Table 1. CEPC klystron design parameters. .

For the success of CEPC, the stable operation of klystrons is important, and the RF window used in the klystron is one of its key components. The RF output window is a critical part to transmit high RF power from klystron vacuum side to the external atmosphere with low power dissipation and no breakdown. For window design, it must have a capability of holding the klystron under pressure such as 10⁻⁷ Pa, and the good impedance matching is necessary. Furthermore, high power handling capability, excellent mechanical strength, uniform thermal distribution, and low probability of multipacting for ceramic window are required.

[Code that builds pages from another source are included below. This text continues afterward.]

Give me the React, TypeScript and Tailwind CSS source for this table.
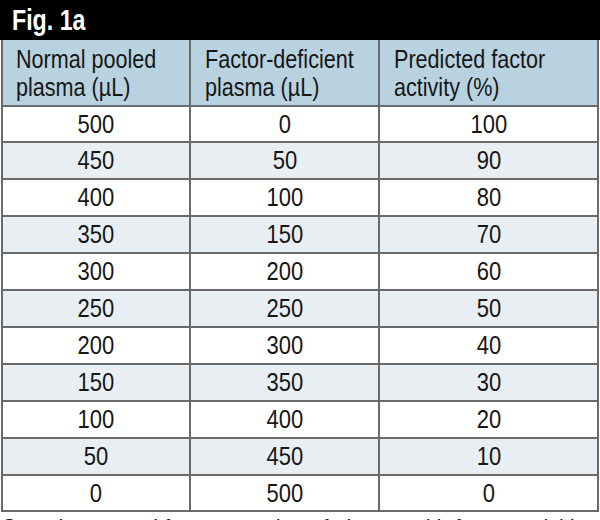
import React from "react";

const rows: [string, string, string][] = [
  ["500", "0", "100"],
  ["450", "50", "90"],
  ["400", "100", "80"],
  ["350", "150", "70"],
  ["300", "200", "60"],
  ["250", "250", "50"],
  ["200", "300", "40"],
  ["150", "350", "30"],
  ["100", "400", "20"],
  ["50", "450", "10"],
  ["0", "500", "0"],
];

const heights = ["h-[36px]", "h-[37px]", "h-[37px]", "h-[37px]", "h-[37px]", "h-[37px]", "h-[37px]", "h-[37px]", "h-[37px]", "h-[37px]", "h-[34px]"];

const font = { fontFamily: '"Liberation Sans", Arial, sans-serif' };

function Head({ a, b }: { a: string; b: string }) {
  return (
    <span className="inline-block origin-left scale-x-[0.83] whitespace-nowrap">
      {a}
      <br />
      {b}
    </span>
  );
}

export default function App() {
  return (
    <div className="w-[600px] h-[520px] bg-white overflow-hidden text-[#161616]" style={font}>
      <div className="h-[40px] bg-black flex items-center pl-[12px] pt-[1px]">
        <span className="inline-block origin-left scale-x-[0.8] text-white font-bold text-[29px] leading-none">
          Fig. 1a
        </span>
      </div>
      <div className="ml-[1px] w-[598px] border-l-2 border-r-2 border-b-2 border-[#6a6a6a]">
        <div className="flex h-[67px] bg-[#b9d2e0] border-b-2 border-[#6a6a6a] text-[26px] leading-[28px]">
          <div className="w-[188px] border-r-2 border-[#6a6a6a] pl-[13px] pt-[5px]">
            <Head a="Normal pooled" b="plasma (µL)" />
          </div>
          <div className="w-[189px] border-r-2 border-[#6a6a6a] pl-[14px] pt-[5px]">
            <Head a="Factor-deficient" b="plasma (µL)" />
          </div>
          <div className="flex-1 pl-[14px] pt-[5px]">
            <Head a="Predicted factor" b="activity (%)" />
          </div>
        </div>
        {rows.map((r, i) => (
          <div
            key={i}
            className={
              "flex text-[25px] leading-none " +
              heights[i] +
              (i % 2 === 1 ? " bg-[#e9eef3]" : " bg-white") +
              (i < rows.length - 1 ? " border-b-2 border-[#6a6a6a]" : "")
            }
          >
            {r.map((v, j) => (
              <div
                key={j}
                className={
                  "flex items-center justify-center " +
                  (j === 0 ? "w-[188px] border-r-2 border-[#6a6a6a]" : j === 1 ? "w-[189px] border-r-2 border-[#6a6a6a]" : "flex-1")
                }
              >
                <span className="inline-block scale-x-[0.88]">{v}</span>
              </div>
            ))}
          </div>
        ))}
      </div>
      <div className="pl-[2px] pt-[2px] text-[24px] leading-[28px] whitespace-nowrap">
        <span className="inline-block origin-left scale-x-[0.9]">
          Sample protocol for preparation of plasma with factor activities
        </span>
      </div>
    </div>
  );
}
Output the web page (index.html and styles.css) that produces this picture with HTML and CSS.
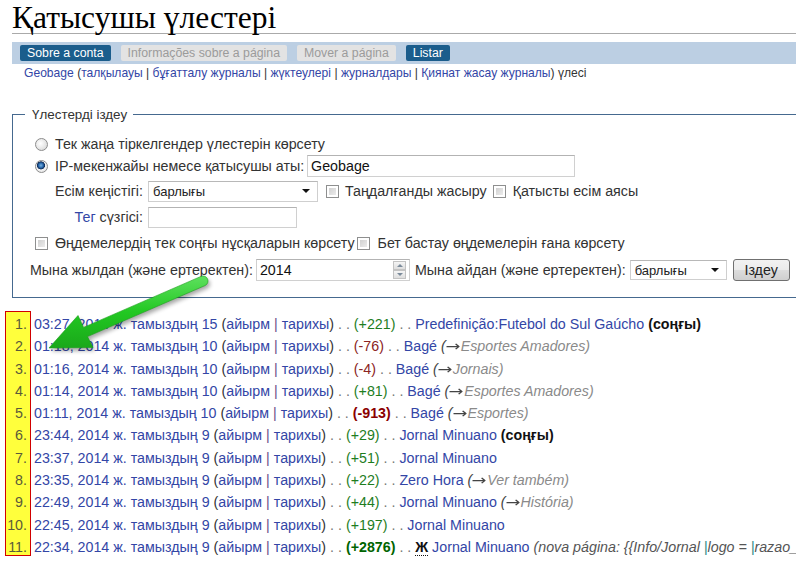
FILE: index.html
```html
<!DOCTYPE html>
<html lang="kk">
<head>
<meta charset="utf-8">
<title>Қатысушы үлестері</title>
<link rel="stylesheet" href="styles.css">
</head>
<body>
<div class="page">
  <h1 class="title">Қатысушы үлестері</h1>
  <nav class="tabs">
    <span class="tab tab-active">Sobre a conta</span>
    <span class="tab tab-disabled">Informações sobre a página</span>
    <span class="tab tab-disabled">Mover a página</span>
    <span class="tab tab-active">Listar</span>
  </nav>
  <div class="sub"><a class="lnk">Geobage</a> (<a class="lnk">талқылауы</a> | <a class="lnk">бұғатталу журналы</a> | <a class="lnk">жүктеулері</a> | <a class="lnk">журналдары</a> | <a class="lnk">Қиянат жасау журналы</a>) үлесі</div>

  <form class="search-form">
    <fieldset class="search">
      <legend class="legend">Үлестерді іздеу</legend>
      <div class="row row1">
        <input type="radio" name="t" class="radio">
        <label class="lbl">Тек жаңа тіркелгендер үлестерін көрсету</label>
      </div>
      <div class="row row2">
        <input type="radio" name="t" class="radio" checked>
        <label class="lbl">IP-мекенжайы немесе қатысушы аты:</label>
        <input type="text" class="text ip" value="Geobage">
      </div>
      <div class="row row3">
        <label class="col-label">Есім кеңістігі:</label>
        <span class="select-wrap ns"><select class="select"><option>барлығы</option></select></span>
        <input type="checkbox" class="check c1">
        <label class="lbl l1">Таңдалғанды жасыру</label>
        <input type="checkbox" class="check c2">
        <label class="lbl l2">Қатысты есім аясы</label>
      </div>
      <div class="row row4">
        <label class="col-label"><a class="lnk">Тег</a> сүзгісі:</label>
        <input type="text" class="text tag">
      </div>
      <div class="row row5">
        <input type="checkbox" class="check c3">
        <label class="lbl l3">Өңдемелердің тек соңғы нұсқаларын көрсету</label>
        <input type="checkbox" class="check c4">
        <label class="lbl l4">Бет бастау өңдемелерін ғана көрсету</label>
      </div>
      <div class="row row6">
        <label class="plain">Мына жылдан (және ертеректен):</label>
        <span class="num-wrap">
          <input type="text" class="num-input" value="2014">
          <span class="spin"><span class="spin-btn up"></span><span class="spin-btn down"></span></span>
        </span>
        <label class="plain month-label">Мына айдан (және ертеректен):</label>
        <span class="select-wrap month"><select class="select"><option>барлығы</option></select></span>
        <button type="button" class="btn">Іздеу</button>
      </div>
    </fieldset>
  </form>

  <ol class="contribs">
    <li><a class="lnk">03:27, 2014 ж. тамыздың 15</a> (<a class="lnk">айырм</a> <span class="sep">|</span> <a class="lnk">тарихы</a>) <span class="dots">. .</span> <span class="pos">(+221)</span> <span class="dots">. .</span> <a class="lnk">Predefinição:Futebol do Sul Gaúcho</a> <b class="cur">(соңғы)</b></li>
    <li><a class="lnk">01:18, 2014 ж. тамыздың 10</a> (<a class="lnk">айырм</a> <span class="sep">|</span> <a class="lnk">тарихы</a>) <span class="dots">. .</span> <span class="neg">(-76)</span> <span class="dots">. .</span> <a class="lnk">Bagé</a> <span class="cmt"><span class="cmt-d">(<span class="arr">→</span></span>Esportes Amadores)</span></li>
    <li><a class="lnk">01:16, 2014 ж. тамыздың 10</a> (<a class="lnk">айырм</a> <span class="sep">|</span> <a class="lnk">тарихы</a>) <span class="dots">. .</span> <span class="neg">(-4)</span> <span class="dots">. .</span> <a class="lnk">Bagé</a> <span class="cmt"><span class="cmt-d">(<span class="arr">→</span></span>Jornais)</span></li>
    <li><a class="lnk">01:14, 2014 ж. тамыздың 10</a> (<a class="lnk">айырм</a> <span class="sep">|</span> <a class="lnk">тарихы</a>) <span class="dots">. .</span> <span class="pos">(+81)</span> <span class="dots">. .</span> <a class="lnk">Bagé</a> <span class="cmt"><span class="cmt-d">(<span class="arr">→</span></span>Esportes Amadores)</span></li>
    <li><a class="lnk">01:11, 2014 ж. тамыздың 10</a> (<a class="lnk">айырм</a> <span class="sep">|</span> <a class="lnk">тарихы</a>) <span class="dots">. .</span> <strong class="neg strong">(-913)</strong> <span class="dots">. .</span> <a class="lnk">Bagé</a> <span class="cmt"><span class="cmt-d">(<span class="arr">→</span></span>Esportes)</span></li>
    <li><a class="lnk">23:44, 2014 ж. тамыздың 9</a> (<a class="lnk">айырм</a> <span class="sep">|</span> <a class="lnk">тарихы</a>) <span class="dots">. .</span> <span class="pos">(+29)</span> <span class="dots">. .</span> <a class="lnk">Jornal Minuano</a> <b class="cur">(соңғы)</b></li>
    <li><a class="lnk">23:37, 2014 ж. тамыздың 9</a> (<a class="lnk">айырм</a> <span class="sep">|</span> <a class="lnk">тарихы</a>) <span class="dots">. .</span> <span class="pos">(+51)</span> <span class="dots">. .</span> <a class="lnk">Jornal Minuano</a></li>
    <li><a class="lnk">23:35, 2014 ж. тамыздың 9</a> (<a class="lnk">айырм</a> <span class="sep">|</span> <a class="lnk">тарихы</a>) <span class="dots">. .</span> <span class="pos">(+22)</span> <span class="dots">. .</span> <a class="lnk">Zero Hora</a> <span class="cmt"><span class="cmt-d">(<span class="arr">→</span></span>Ver também)</span></li>
    <li><a class="lnk">22:49, 2014 ж. тамыздың 9</a> (<a class="lnk">айырм</a> <span class="sep">|</span> <a class="lnk">тарихы</a>) <span class="dots">. .</span> <span class="pos">(+44)</span> <span class="dots">. .</span> <a class="lnk">Jornal Minuano</a> <span class="cmt"><span class="cmt-d">(<span class="arr">→</span></span>História)</span></li>
    <li><a class="lnk">22:45, 2014 ж. тамыздың 9</a> (<a class="lnk">айырм</a> <span class="sep">|</span> <a class="lnk">тарихы</a>) <span class="dots">. .</span> <span class="pos">(+197)</span> <span class="dots">. .</span> <a class="lnk">Jornal Minuano</a></li>
    <li><a class="lnk">22:34, 2014 ж. тамыздың 9</a> (<a class="lnk">айырм</a> <span class="sep">|</span> <a class="lnk">тарихы</a>) <span class="dots">. .</span> <strong class="pos strong">(+2876)</strong> <span class="dots">. .</span> <abbr class="newpage">Ж</abbr> <a class="lnk">Jornal Minuano</a> <span class="cmt cmt-new">(nova página: {{Info/Jornal <span class="pipe">|</span>logo = <span class="pipe">|</span>razao_</span></li>
  </ol>
</div>

<svg class="arrow" width="796" height="563" viewBox="0 0 796 563" aria-hidden="true">
  <defs>
    <filter id="blur" x="-20%" y="-20%" width="140%" height="140%"><feGaussianBlur stdDeviation="2"/></filter>
    <linearGradient id="g" x1="0" y1="0" x2="0" y2="1">
      <stop offset="0" stop-color="#5ee05e"/>
      <stop offset="0.5" stop-color="#22c822"/>
      <stop offset="1" stop-color="#1aa81a"/>
    </linearGradient>
  </defs>
  <path d="M201,276.4 L83.5,327.4 L78,315.5 L49,348 L93,347.5 L87.5,336.6 L205,285.6 A5,5 0 0 0 201,276.4 Z" transform="translate(2,3)" fill="#000" opacity="0.35" filter="url(#blur)"/>
  <path d="M201,276.4 L83.5,327.4 L78,315.5 L49,348 L93,347.5 L87.5,336.6 L205,285.6 A5,5 0 0 0 201,276.4 Z" fill="url(#g)" stroke="#18a018" stroke-width="0.6"/>
</svg>
</body>
</html>
```
FILE: styles.css
```css
html {
  overflow: hidden;
}
body {
  margin: 0;
  width: 796px;
  height: 563px;
  overflow: hidden;
  position: relative;
  background: #fff;
  color: #222;
  font-family: "Liberation Sans", Arial, sans-serif;
  font-size: 14.25px;
}
.page {
  padding-left: 12px;
}
.title {
  margin: 0;
  padding: 0;
  font-family: "Liberation Serif", "Times New Roman", serif;
  font-weight: normal;
  font-size: 31.5px;
  line-height: 35px;
  height: 33px;
  overflow: visible;
  color: #000;
  border-bottom: 1px solid #aaa;
}
.tabs {
  margin-top: 8px;
  height: 22px;
  background: #bccfe3;
  display: flex;
  align-items: center;
  gap: 10px;
  padding-left: 8px;
}
.tab {
  height: 16px;
  line-height: 16px;
  padding: 0 7px;
  border-radius: 2px;
  font-size: 12.3px;
}
.tab-active {
  background: #1b5d8c;
  color: #fff;
}
.tab-disabled {
  background: #e3e3e3;
  color: #9b9b9b;
}
.sub {
  padding-left: 12px;
  font-size: 12.1px;
  line-height: 18px;
  color: #333;
}
.lnk {
  color: #3346a6;
  text-decoration: none;
}
.search-form {
  margin: 0;
}
.search {
  margin: 25px -40px 0 0;
  padding: 11px 0 16px 17px;
  border: 1px solid #45698f;
  min-width: 0;
}
.legend {
  margin-left: -5px;
  padding: 0 6px 0 7px;
  font-size: 13.4px;
  line-height: 15px;
  color: #333;
}
.row {
  display: flex;
  align-items: center;
  height: 22px;
  white-space: nowrap;
  color: #333;
}
.row3 { margin-top: 3px; }
.row4 { margin-top: 4px; }
.row5 { margin-top: 4px; }
.row6 { margin-top: 5px; }

.radio {
  appearance: none;
  -webkit-appearance: none;
  width: 13px;
  height: 13px;
  margin: 0 7px 0 5px;
  border: 1px solid #8c8c8c;
  border-radius: 50%;
  background: radial-gradient(circle at 40% 40%, #ffffff 0, #e4e4e4 60%, #cfcfcf 100%);
  box-sizing: border-box;
}
.radio:checked {
  background: radial-gradient(circle at 45% 40%, #7fb4e0 0, #2a6cb0 25%, #102a55 42%, #f4f4f4 48%, #dadada 100%);
}
.check {
  appearance: none;
  -webkit-appearance: none;
  width: 13px;
  height: 13px;
  margin: 0;
  border: 1px solid #8e8f8f;
  background: linear-gradient(135deg, #c9c9c9, #f3f3f3);
  box-shadow: inset 0 0 0 2px #fff;
  box-sizing: border-box;
}
.c1 { margin-left: 8px; }
.l1 { margin-left: 6px; }
.c2 { margin-left: 6px; }
.l2 { margin-left: 7px; }
.c3 { margin-left: 5px; }
.l3 { margin-left: 7px; }
.c4 { margin-left: 2px; }
.l4 { margin-left: 8px; }

.text {
  box-sizing: border-box;
  border: 1px solid #d0d0d0;
  border-top-color: #b3b3b3;
  font-family: "Liberation Sans", Arial, sans-serif;
  font-size: 14.25px;
  color: #111;
  padding: 0 3px;
  margin: 0;
  background: #fff;
  outline: none;
}
.ip {
  width: 268px;
  height: 22px;
  margin-left: 3px;
}
.tag {
  width: 149px;
  height: 21px;
}
.col-label {
  width: 113px;
  margin-right: 5px;
  text-align: right;
}
.select-wrap {
  position: relative;
  display: inline-block;
}
.select-wrap::after {
  content: "";
  position: absolute;
  right: 8px;
  top: 50%;
  margin-top: -2px;
  border-left: 4px solid transparent;
  border-right: 4px solid transparent;
  border-top: 4px solid #111;
  pointer-events: none;
}
.select {
  appearance: none;
  -webkit-appearance: none;
  box-sizing: border-box;
  width: 100%;
  height: 100%;
  border: 1px solid #cfcfcf;
  border-top-color: #b8b8b8;
  background: #fff;
  font-family: "Liberation Sans", Arial, sans-serif;
  font-size: 13px;
  color: #222;
  padding: 0 4px;
  margin: 0;
  outline: none;
}
.ns {
  width: 170px;
  height: 21px;
}
.month {
  width: 97px;
  height: 20px;
  margin-left: 4px;
}
.num-wrap {
  display: flex;
  box-sizing: border-box;
  width: 154px;
  height: 22px;
  margin-left: 3px;
  border: 1px solid #d0d0d0;
  border-top-color: #b3b3b3;
  background: #fff;
}
.num-input {
  flex: 1;
  min-width: 0;
  border: 0;
  padding: 0 3px;
  margin: 0;
  font-family: "Liberation Sans", Arial, sans-serif;
  font-size: 14.25px;
  color: #111;
  outline: none;
  background: transparent;
}
.spin {
  display: flex;
  flex-direction: column;
  width: 13px;
  margin: 1px 3px 1px 0;
}
.spin-btn {
  position: relative;
  flex: 1;
  border: 1px solid #c3c3c3;
  background: linear-gradient(#f5f5f5, #dedede);
}
.spin-btn::after {
  content: "";
  position: absolute;
  left: 3px;
  top: 2px;
  border-left: 3px solid transparent;
  border-right: 3px solid transparent;
}
.up::after { border-bottom: 3px solid #7a8a9a; }
.down::after { border-top: 3px solid #7a8a9a; }
.month-label {
  margin-left: 5px;
}
.btn {
  box-sizing: border-box;
  width: 57px;
  height: 22px;
  margin-left: 6px;
  border: 1px solid #707070;
  border-radius: 3px;
  background: linear-gradient(#f2f2f2 0%, #ebebeb 50%, #dddddd 51%, #cfcfcf 100%);
  font-family: "Liberation Sans", Arial, sans-serif;
  font-size: 14.25px;
  color: #222;
  padding: 0;
}

.contribs {
  position: relative;
  margin: 13px 0 0 -12px;
  padding: 2px 0 0 0;
  list-style: none;
  counter-reset: item;
  overflow: hidden;
}
.contribs::before {
  content: "";
  position: absolute;
  left: 5px;
  top: 0;
  width: 24px;
  height: 243px;
  background: #ffff3c;
  border: 1px solid #d00000;
}
.contribs li {
  position: relative;
  counter-increment: item;
  line-height: 22.3px;
  white-space: nowrap;
  color: #333;
}
.contribs li::before {
  content: counter(item) ".";
  display: inline-block;
  width: 27px;
  margin-right: 7px;
  text-align: right;
  color: #5a5a3a;
}
.sep { color: #6a4a8a; }
.dots { color: #777; }
.pos { color: #1e7d1e; }
.neg { color: #8b2323; }
.strong { font-weight: bold; }
.pos.strong { color: #006400; }
.neg.strong { color: #8b0000; }
.cur { color: #111; }
.cmt {
  font-style: italic;
  color: #8a8a8a;
}
.cmt-d { color: #444; }
.arr {
  display: inline-block;
  font-family: "DejaVu Sans", sans-serif;
  font-style: normal;
  transform: scaleX(1.25);
  margin: 0 2px 0 1px;
}
.cmt-new { color: #555; }
.pipe { color: #2a8a8a; }
.newpage {
  font-weight: bold;
  color: #111;
  text-decoration: none;
  border-bottom: 1px dotted #111;
}

.arrow {
  position: absolute;
  left: 0;
  top: 0;
  pointer-events: none;
}
```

Since it is the first time to design and manufacture such a high power klystron with a coaxial window at IHEP, a project team was formed to start the analysis and simulation. We made a strategy to manufacture a reusable klystron and RF window and proceeded one by one as shown in Fig. 1.^[3] Now we changed to start from Fig. 1(b) to manufacture and test the klystron designed by classical approach. We have a plan to build the higher efficiency klystron in Fig. 1(c) adopting the recently developed bunching process improvements, such as core oscillation method (COM), bunch-align-compress (BAC), and core stabilization method (CSM).^[4] Generally, the klystron is an amplifier of A to B class operation, but it is possible to have a higher efficiency by employing more cavities with 2nd and 3rd harmonics. Prior to building the tube, the manufacturing of the window itself must be performed and evaluated using the existing RF power source to ensure the power handling capability. Since the klystron has a response curve with power saturation, the window must be operated in a wide range of power from the linear region to the saturated power. The maximum rating of the window of 800 kW is at the saturated power.

Fig. 1.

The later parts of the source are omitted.